> **Problem description**
Your task is to transcribe all of the data below exactly, omitting the images.

> **Data block**
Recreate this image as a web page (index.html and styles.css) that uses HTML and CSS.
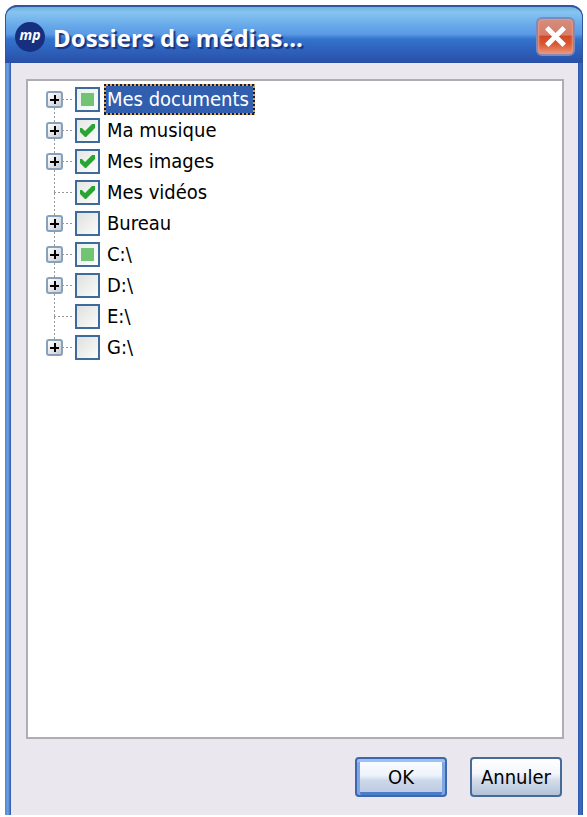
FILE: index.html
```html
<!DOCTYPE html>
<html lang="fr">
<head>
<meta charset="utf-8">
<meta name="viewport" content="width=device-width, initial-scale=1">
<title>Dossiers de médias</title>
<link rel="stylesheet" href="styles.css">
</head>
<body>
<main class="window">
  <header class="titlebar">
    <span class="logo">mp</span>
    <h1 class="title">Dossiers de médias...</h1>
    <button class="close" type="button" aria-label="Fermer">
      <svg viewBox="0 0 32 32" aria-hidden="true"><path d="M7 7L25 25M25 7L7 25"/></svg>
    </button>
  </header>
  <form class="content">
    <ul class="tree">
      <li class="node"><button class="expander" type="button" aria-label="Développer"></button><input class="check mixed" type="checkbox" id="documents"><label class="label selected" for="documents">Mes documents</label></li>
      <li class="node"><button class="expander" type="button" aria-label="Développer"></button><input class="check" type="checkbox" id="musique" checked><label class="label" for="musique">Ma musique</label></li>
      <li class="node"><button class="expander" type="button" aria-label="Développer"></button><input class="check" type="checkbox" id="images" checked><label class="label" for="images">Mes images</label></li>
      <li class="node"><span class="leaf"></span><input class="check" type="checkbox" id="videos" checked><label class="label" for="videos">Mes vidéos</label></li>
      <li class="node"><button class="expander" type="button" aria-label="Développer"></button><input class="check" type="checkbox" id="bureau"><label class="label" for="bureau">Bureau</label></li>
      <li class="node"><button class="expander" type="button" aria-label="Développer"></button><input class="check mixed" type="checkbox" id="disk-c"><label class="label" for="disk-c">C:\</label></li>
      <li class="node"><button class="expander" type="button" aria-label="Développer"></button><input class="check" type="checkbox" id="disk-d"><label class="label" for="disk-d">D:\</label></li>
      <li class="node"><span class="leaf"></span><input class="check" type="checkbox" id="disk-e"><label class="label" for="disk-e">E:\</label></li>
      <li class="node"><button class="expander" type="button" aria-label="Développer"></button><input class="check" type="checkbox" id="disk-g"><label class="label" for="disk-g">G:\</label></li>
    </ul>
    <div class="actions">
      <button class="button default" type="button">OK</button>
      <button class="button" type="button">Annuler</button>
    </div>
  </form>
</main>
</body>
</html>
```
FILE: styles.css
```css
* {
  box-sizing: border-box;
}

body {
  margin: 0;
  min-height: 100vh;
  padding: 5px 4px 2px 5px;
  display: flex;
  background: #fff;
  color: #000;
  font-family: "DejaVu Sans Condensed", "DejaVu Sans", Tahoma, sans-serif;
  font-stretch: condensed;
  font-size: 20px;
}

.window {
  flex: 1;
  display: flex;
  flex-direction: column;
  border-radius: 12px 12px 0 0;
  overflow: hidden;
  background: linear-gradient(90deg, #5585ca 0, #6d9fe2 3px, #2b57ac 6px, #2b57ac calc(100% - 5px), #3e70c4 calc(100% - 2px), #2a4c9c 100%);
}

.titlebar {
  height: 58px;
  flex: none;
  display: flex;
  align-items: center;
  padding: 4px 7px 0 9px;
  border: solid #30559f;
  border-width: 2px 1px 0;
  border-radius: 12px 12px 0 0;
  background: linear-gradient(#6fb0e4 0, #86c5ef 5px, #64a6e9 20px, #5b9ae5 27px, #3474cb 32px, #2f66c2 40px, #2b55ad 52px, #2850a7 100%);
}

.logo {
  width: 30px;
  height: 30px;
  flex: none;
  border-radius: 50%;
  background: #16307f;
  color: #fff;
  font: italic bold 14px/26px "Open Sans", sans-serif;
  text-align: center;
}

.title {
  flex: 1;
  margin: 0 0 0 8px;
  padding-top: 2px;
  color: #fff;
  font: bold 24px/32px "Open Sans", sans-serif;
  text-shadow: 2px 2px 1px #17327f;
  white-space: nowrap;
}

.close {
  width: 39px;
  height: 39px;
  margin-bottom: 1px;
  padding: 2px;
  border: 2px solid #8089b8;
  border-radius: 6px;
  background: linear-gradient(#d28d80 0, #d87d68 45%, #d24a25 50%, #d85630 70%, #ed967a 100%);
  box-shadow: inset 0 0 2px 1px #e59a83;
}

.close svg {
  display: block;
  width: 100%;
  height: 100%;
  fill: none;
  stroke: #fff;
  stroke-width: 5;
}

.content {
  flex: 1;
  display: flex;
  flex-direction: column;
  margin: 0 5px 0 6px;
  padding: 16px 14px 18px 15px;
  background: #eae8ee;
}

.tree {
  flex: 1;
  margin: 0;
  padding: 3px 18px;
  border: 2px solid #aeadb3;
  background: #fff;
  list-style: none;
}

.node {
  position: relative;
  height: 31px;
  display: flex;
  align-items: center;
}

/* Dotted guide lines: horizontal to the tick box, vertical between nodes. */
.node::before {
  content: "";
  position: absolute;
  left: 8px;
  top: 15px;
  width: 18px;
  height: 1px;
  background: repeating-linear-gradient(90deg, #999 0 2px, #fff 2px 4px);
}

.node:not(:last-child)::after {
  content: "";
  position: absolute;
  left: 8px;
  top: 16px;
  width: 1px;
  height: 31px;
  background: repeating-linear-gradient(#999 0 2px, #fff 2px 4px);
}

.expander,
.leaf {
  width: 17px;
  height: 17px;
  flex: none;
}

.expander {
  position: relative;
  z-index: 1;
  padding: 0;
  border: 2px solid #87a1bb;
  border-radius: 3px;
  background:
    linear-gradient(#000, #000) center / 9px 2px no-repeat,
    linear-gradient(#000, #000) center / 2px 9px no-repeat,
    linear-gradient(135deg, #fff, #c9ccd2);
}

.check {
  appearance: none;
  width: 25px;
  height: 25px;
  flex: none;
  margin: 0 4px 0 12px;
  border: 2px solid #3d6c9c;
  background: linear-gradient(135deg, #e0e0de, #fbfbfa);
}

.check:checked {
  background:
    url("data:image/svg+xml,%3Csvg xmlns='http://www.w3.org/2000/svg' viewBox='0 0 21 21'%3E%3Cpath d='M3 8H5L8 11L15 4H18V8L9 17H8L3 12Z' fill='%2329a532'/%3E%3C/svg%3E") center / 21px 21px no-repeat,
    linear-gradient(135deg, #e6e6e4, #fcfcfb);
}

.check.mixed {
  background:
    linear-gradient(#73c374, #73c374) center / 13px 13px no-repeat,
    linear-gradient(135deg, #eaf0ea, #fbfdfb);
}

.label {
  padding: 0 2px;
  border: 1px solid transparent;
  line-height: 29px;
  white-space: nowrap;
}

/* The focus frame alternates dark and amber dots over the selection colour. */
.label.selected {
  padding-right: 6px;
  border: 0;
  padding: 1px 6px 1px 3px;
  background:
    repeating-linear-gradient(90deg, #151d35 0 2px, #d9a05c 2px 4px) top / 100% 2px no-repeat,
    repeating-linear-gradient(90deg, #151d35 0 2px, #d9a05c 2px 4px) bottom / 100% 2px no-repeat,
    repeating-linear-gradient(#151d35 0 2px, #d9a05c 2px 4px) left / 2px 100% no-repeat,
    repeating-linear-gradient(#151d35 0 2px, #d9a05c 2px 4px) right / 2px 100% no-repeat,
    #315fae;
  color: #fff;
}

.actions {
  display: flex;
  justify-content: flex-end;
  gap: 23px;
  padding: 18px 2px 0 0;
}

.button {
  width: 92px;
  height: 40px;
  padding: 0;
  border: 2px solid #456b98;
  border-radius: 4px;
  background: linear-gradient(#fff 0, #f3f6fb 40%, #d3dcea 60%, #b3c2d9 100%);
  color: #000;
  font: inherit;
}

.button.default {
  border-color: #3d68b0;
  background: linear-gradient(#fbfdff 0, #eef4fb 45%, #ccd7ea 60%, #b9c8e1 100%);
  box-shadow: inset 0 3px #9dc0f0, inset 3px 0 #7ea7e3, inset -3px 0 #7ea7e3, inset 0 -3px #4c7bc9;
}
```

> **Response below**
Recreate this image as a web page (index.html and styles.css) that uses HTML and CSS.
FILE: index.html
```html
<!DOCTYPE html>
<html lang="fr">
<head>
<meta charset="utf-8">
<meta name="viewport" content="width=device-width, initial-scale=1">
<title>Dossiers de médias</title>
<link rel="stylesheet" href="styles.css">
</head>
<body>
<main class="window">
  <header class="titlebar">
    <span class="logo">mp</span>
    <h1 class="title">Dossiers de médias...</h1>
    <button class="close" type="button" aria-label="Fermer">
      <svg viewBox="0 0 32 32" aria-hidden="true"><path d="M7 7L25 25M25 7L7 25"/></svg>
    </button>
  </header>
  <form class="content">
    <ul class="tree">
      <li class="node"><button class="expander" type="button" aria-label="Développer"></button><input class="check mixed" type="checkbox" id="documents"><label class="label selected" for="documents">Mes documents</label></li>
      <li class="node"><button class="expander" type="button" aria-label="Développer"></button><input class="check" type="checkbox" id="musique" checked><label class="label" for="musique">Ma musique</label></li>
      <li class="node"><button class="expander" type="button" aria-label="Développer"></button><input class="check" type="checkbox" id="images" checked><label class="label" for="images">Mes images</label></li>
      <li class="node"><span class="leaf"></span><input class="check" type="checkbox" id="videos" checked><label class="label" for="videos">Mes vidéos</label></li>
      <li class="node"><button class="expander" type="button" aria-label="Développer"></button><input class="check" type="checkbox" id="bureau"><label class="label" for="bureau">Bureau</label></li>
      <li class="node"><button class="expander" type="button" aria-label="Développer"></button><input class="check mixed" type="checkbox" id="disk-c"><label class="label" for="disk-c">C:\</label></li>
      <li class="node"><button class="expander" type="button" aria-label="Développer"></button><input class="check" type="checkbox" id="disk-d"><label class="label" for="disk-d">D:\</label></li>
      <li class="node"><span class="leaf"></span><input class="check" type="checkbox" id="disk-e"><label class="label" for="disk-e">E:\</label></li>
      <li class="node"><button class="expander" type="button" aria-label="Développer"></button><input class="check" type="checkbox" id="disk-g"><label class="label" for="disk-g">G:\</label></li>
    </ul>
    <div class="actions">
      <button class="button default" type="button">OK</button>
      <button class="button" type="button">Annuler</button>
    </div>
  </form>
</main>
</body>
</html>
```
FILE: styles.css
```css
* {
  box-sizing: border-box;
}

body {
  margin: 0;
  min-height: 100vh;
  padding: 5px 4px 2px 5px;
  display: flex;
  background: #fff;
  color: #000;
  font-family: "DejaVu Sans Condensed", "DejaVu Sans", Tahoma, sans-serif;
  font-stretch: condensed;
  font-size: 20px;
}

.window {
  flex: 1;
  display: flex;
  flex-direction: column;
  border-radius: 12px 12px 0 0;
  overflow: hidden;
  background: linear-gradient(90deg, #5585ca 0, #6d9fe2 3px, #2b57ac 6px, #2b57ac calc(100% - 5px), #3e70c4 calc(100% - 2px), #2a4c9c 100%);
}

.titlebar {
  height: 58px;
  flex: none;
  display: flex;
  align-items: center;
  padding: 4px 7px 0 9px;
  border: solid #30559f;
  border-width: 2px 1px 0;
  border-radius: 12px 12px 0 0;
  background: linear-gradient(#6fb0e4 0, #86c5ef 5px, #64a6e9 20px, #5b9ae5 27px, #3474cb 32px, #2f66c2 40px, #2b55ad 52px, #2850a7 100%);
}

.logo {
  width: 30px;
  height: 30px;
  flex: none;
  border-radius: 50%;
  background: #16307f;
  color: #fff;
  font: italic bold 14px/26px "Open Sans", sans-serif;
  text-align: center;
}

.title {
  flex: 1;
  margin: 0 0 0 8px;
  padding-top: 2px;
  color: #fff;
  font: bold 24px/32px "Open Sans", sans-serif;
  text-shadow: 2px 2px 1px #17327f;
  white-space: nowrap;
}

.close {
  width: 39px;
  height: 39px;
  margin-bottom: 1px;
  padding: 2px;
  border: 2px solid #8089b8;
  border-radius: 6px;
  background: linear-gradient(#d28d80 0, #d87d68 45%, #d24a25 50%, #d85630 70%, #ed967a 100%);
  box-shadow: inset 0 0 2px 1px #e59a83;
}

.close svg {
  display: block;
  width: 100%;
  height: 100%;
  fill: none;
  stroke: #fff;
  stroke-width: 5;
}

.content {
  flex: 1;
  display: flex;
  flex-direction: column;
  margin: 0 5px 0 6px;
  padding: 16px 14px 18px 15px;
  background: #eae8ee;
}

.tree {
  flex: 1;
  margin: 0;
  padding: 3px 18px;
  border: 2px solid #aeadb3;
  background: #fff;
  list-style: none;
}

.node {
  position: relative;
  height: 31px;
  display: flex;
  align-items: center;
}

/* Dotted guide lines: horizontal to the tick box, vertical between nodes. */
.node::before {
  content: "";
  position: absolute;
  left: 8px;
  top: 15px;
  width: 18px;
  height: 1px;
  background: repeating-linear-gradient(90deg, #999 0 2px, #fff 2px 4px);
}

.node:not(:last-child)::after {
  content: "";
  position: absolute;
  left: 8px;
  top: 16px;
  width: 1px;
  height: 31px;
  background: repeating-linear-gradient(#999 0 2px, #fff 2px 4px);
}

.expander,
.leaf {
  width: 17px;
  height: 17px;
  flex: none;
}

.expander {
  position: relative;
  z-index: 1;
  padding: 0;
  border: 2px solid #87a1bb;
  border-radius: 3px;
  background:
    linear-gradient(#000, #000) center / 9px 2px no-repeat,
    linear-gradient(#000, #000) center / 2px 9px no-repeat,
    linear-gradient(135deg, #fff, #c9ccd2);
}

.check {
  appearance: none;
  width: 25px;
  height: 25px;
  flex: none;
  margin: 0 4px 0 12px;
  border: 2px solid #3d6c9c;
  background: linear-gradient(135deg, #e0e0de, #fbfbfa);
}

.check:checked {
  background:
    url("data:image/svg+xml,%3Csvg xmlns='http://www.w3.org/2000/svg' viewBox='0 0 21 21'%3E%3Cpath d='M3 8H5L8 11L15 4H18V8L9 17H8L3 12Z' fill='%2329a532'/%3E%3C/svg%3E") center / 21px 21px no-repeat,
    linear-gradient(135deg, #e6e6e4, #fcfcfb);
}

.check.mixed {
  background:
    linear-gradient(#73c374, #73c374) center / 13px 13px no-repeat,
    linear-gradient(135deg, #eaf0ea, #fbfdfb);
}

.label {
  padding: 0 2px;
  border: 1px solid transparent;
  line-height: 29px;
  white-space: nowrap;
}

/* The focus frame alternates dark and amber dots over the selection colour. */
.label.selected {
  padding-right: 6px;
  border: 0;
  padding: 1px 6px 1px 3px;
  background:
    repeating-linear-gradient(90deg, #151d35 0 2px, #d9a05c 2px 4px) top / 100% 2px no-repeat,
    repeating-linear-gradient(90deg, #151d35 0 2px, #d9a05c 2px 4px) bottom / 100% 2px no-repeat,
    repeating-linear-gradient(#151d35 0 2px, #d9a05c 2px 4px) left / 2px 100% no-repeat,
    repeating-linear-gradient(#151d35 0 2px, #d9a05c 2px 4px) right / 2px 100% no-repeat,
    #315fae;
  color: #fff;
}

.actions {
  display: flex;
  justify-content: flex-end;
  gap: 23px;
  padding: 18px 2px 0 0;
}

.button {
  width: 92px;
  height: 40px;
  padding: 0;
  border: 2px solid #456b98;
  border-radius: 4px;
  background: linear-gradient(#fff 0, #f3f6fb 40%, #d3dcea 60%, #b3c2d9 100%);
  color: #000;
  font: inherit;
}

.button.default {
  border-color: #3d68b0;
  background: linear-gradient(#fbfdff 0, #eef4fb 45%, #ccd7ea 60%, #b9c8e1 100%);
  box-shadow: inset 0 3px #9dc0f0, inset 3px 0 #7ea7e3, inset -3px 0 #7ea7e3, inset 0 -3px #4c7bc9;
}
```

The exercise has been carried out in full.